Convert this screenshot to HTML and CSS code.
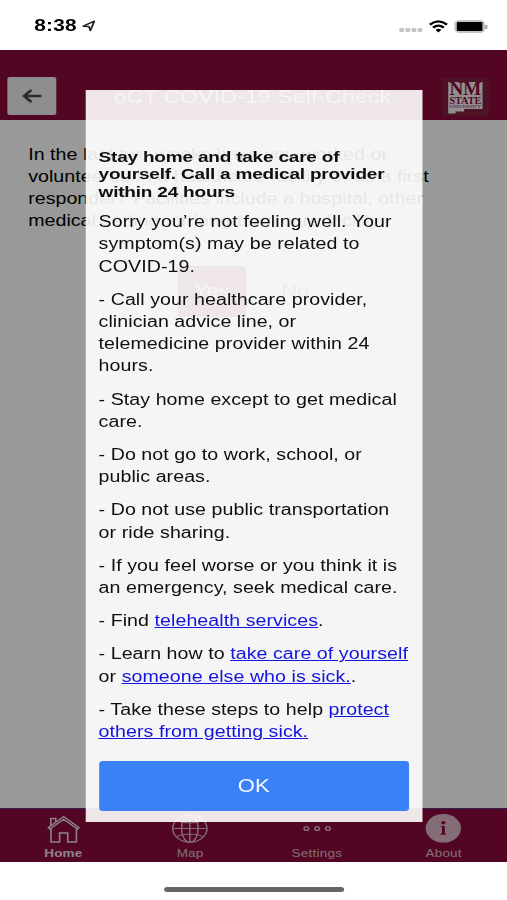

::::

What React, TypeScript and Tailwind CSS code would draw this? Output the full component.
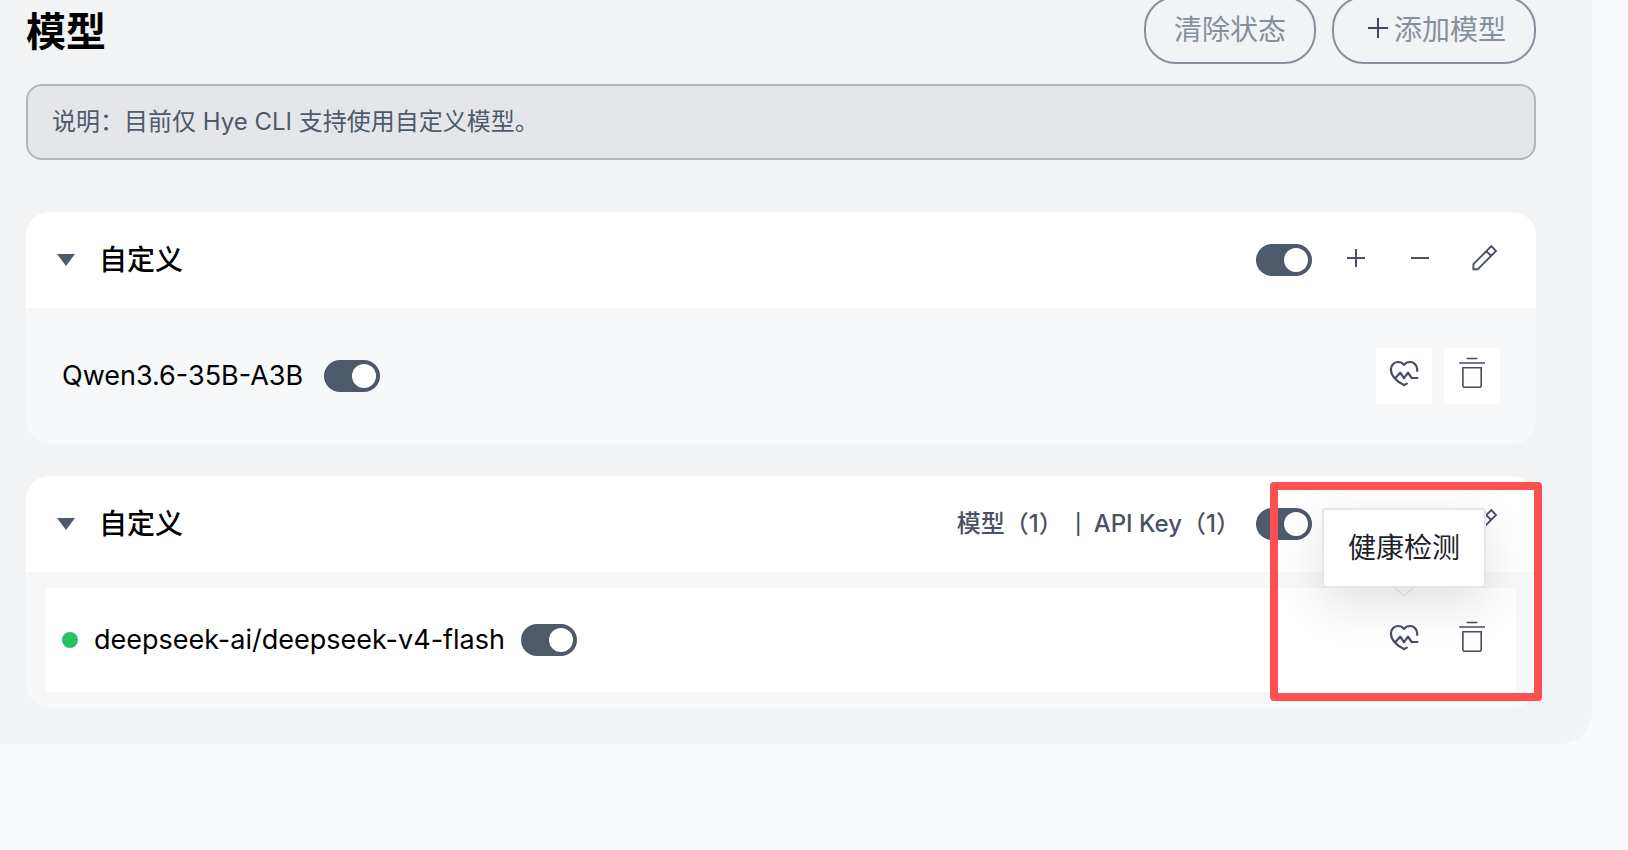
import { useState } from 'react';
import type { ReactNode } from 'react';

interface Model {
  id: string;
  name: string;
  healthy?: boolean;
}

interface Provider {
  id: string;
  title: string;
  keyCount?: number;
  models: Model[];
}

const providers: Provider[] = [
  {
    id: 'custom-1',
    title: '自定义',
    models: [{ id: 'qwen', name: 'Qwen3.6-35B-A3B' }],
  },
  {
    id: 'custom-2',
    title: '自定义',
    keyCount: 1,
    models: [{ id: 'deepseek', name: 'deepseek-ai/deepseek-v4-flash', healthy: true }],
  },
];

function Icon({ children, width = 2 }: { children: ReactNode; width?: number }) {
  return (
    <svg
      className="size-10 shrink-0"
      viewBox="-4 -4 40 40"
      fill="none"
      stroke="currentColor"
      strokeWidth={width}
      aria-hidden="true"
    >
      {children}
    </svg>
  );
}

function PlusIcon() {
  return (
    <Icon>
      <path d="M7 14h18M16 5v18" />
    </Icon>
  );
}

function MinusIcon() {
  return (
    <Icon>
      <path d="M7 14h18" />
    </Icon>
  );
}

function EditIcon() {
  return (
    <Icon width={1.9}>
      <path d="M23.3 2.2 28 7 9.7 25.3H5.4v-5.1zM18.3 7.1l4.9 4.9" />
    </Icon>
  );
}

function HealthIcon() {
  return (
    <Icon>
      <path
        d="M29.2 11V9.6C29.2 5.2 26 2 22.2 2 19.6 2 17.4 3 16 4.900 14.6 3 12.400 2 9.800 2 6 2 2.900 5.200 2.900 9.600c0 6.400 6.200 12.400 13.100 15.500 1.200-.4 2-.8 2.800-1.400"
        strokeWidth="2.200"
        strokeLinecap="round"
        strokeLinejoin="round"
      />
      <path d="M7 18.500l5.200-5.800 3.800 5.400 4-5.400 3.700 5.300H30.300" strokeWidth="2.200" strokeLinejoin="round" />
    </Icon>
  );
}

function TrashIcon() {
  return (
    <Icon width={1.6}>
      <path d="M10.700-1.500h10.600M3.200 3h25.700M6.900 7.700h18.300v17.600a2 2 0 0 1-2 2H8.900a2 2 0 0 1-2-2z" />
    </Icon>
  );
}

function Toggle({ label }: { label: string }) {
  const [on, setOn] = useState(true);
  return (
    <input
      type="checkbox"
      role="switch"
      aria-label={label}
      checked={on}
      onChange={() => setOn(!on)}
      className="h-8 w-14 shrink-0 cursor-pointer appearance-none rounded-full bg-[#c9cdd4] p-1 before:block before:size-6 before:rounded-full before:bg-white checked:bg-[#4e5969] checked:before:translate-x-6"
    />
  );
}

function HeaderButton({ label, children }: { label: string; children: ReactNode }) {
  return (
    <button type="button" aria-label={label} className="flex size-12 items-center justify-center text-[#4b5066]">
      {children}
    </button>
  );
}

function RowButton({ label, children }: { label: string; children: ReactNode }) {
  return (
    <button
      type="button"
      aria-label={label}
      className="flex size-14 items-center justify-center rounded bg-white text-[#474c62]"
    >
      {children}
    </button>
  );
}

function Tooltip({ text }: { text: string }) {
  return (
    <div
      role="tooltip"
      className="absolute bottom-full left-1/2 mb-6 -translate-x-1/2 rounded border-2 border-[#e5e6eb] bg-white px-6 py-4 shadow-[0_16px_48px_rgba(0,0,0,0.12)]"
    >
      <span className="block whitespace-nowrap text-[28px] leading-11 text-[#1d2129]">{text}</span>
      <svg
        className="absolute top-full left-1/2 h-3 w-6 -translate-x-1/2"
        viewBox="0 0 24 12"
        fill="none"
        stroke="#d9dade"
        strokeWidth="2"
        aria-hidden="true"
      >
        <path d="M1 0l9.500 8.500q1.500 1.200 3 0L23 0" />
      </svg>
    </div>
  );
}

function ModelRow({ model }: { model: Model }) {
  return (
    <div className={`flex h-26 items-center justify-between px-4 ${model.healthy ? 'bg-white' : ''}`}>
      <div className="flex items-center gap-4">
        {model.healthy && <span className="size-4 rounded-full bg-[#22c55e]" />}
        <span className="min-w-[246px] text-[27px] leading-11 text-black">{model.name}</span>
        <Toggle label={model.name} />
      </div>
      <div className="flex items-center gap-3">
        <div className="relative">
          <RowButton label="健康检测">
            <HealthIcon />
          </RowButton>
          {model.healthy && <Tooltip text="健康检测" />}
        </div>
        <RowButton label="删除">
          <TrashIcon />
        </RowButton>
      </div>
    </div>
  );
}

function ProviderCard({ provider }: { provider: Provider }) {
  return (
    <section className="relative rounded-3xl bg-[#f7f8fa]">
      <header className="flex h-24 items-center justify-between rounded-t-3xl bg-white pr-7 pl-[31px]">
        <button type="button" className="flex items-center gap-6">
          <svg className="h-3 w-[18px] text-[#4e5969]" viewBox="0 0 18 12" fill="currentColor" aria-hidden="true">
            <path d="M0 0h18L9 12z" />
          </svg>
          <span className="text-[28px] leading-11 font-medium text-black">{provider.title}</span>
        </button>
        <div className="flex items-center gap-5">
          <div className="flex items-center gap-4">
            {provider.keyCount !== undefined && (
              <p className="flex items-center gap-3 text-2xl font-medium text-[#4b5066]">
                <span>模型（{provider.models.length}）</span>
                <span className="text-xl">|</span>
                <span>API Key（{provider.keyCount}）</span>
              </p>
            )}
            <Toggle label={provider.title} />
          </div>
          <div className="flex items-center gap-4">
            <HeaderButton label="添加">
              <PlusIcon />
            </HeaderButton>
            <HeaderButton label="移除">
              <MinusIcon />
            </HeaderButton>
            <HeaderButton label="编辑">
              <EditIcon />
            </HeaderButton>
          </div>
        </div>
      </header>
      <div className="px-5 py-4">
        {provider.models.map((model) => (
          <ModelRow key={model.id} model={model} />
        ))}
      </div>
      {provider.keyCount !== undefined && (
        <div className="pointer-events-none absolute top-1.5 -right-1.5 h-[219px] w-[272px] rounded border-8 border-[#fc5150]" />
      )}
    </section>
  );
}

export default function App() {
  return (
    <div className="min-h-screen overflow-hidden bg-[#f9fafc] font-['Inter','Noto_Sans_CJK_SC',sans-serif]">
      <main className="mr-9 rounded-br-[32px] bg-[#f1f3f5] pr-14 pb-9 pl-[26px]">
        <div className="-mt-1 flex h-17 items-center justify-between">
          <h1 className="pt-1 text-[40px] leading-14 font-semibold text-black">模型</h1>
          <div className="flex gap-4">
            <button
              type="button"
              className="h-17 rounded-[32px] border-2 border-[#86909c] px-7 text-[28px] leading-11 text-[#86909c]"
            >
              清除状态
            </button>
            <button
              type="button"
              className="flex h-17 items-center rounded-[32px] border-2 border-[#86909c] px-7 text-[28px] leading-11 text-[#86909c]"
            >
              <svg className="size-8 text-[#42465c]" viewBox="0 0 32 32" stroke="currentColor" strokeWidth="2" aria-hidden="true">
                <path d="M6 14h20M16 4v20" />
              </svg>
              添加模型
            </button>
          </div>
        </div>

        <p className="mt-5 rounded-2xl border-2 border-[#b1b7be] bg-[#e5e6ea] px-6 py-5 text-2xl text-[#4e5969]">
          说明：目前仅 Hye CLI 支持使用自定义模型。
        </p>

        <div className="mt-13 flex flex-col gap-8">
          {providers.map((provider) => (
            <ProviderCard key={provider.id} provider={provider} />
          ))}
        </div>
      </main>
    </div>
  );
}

::::

**What the exercise asks:**
From the entries above, copy every line that holds the word "full".

**Output for this task:**
What React, TypeScript and Tailwind CSS code would draw this? Output the full component.
      className="h-8 w-14 shrink-0 cursor-pointer appearance-none rounded-full bg-[#c9cdd4] p-1 before:block before:size-6 before:rounded-full before:bg-white checked:bg-[#4e5969] checked:before:translate-x-6"
      className="absolute bottom-full left-1/2 mb-6 -translate-x-1/2 rounded border-2 border-[#e5e6eb] bg-white px-6 py-4 shadow-[0_16px_48px_rgba(0,0,0,0.12)]"
        className="absolute top-full left-1/2 h-3 w-6 -translate-x-1/2"
        {model.healthy && <span className="size-4 rounded-full bg-[#22c55e]" />}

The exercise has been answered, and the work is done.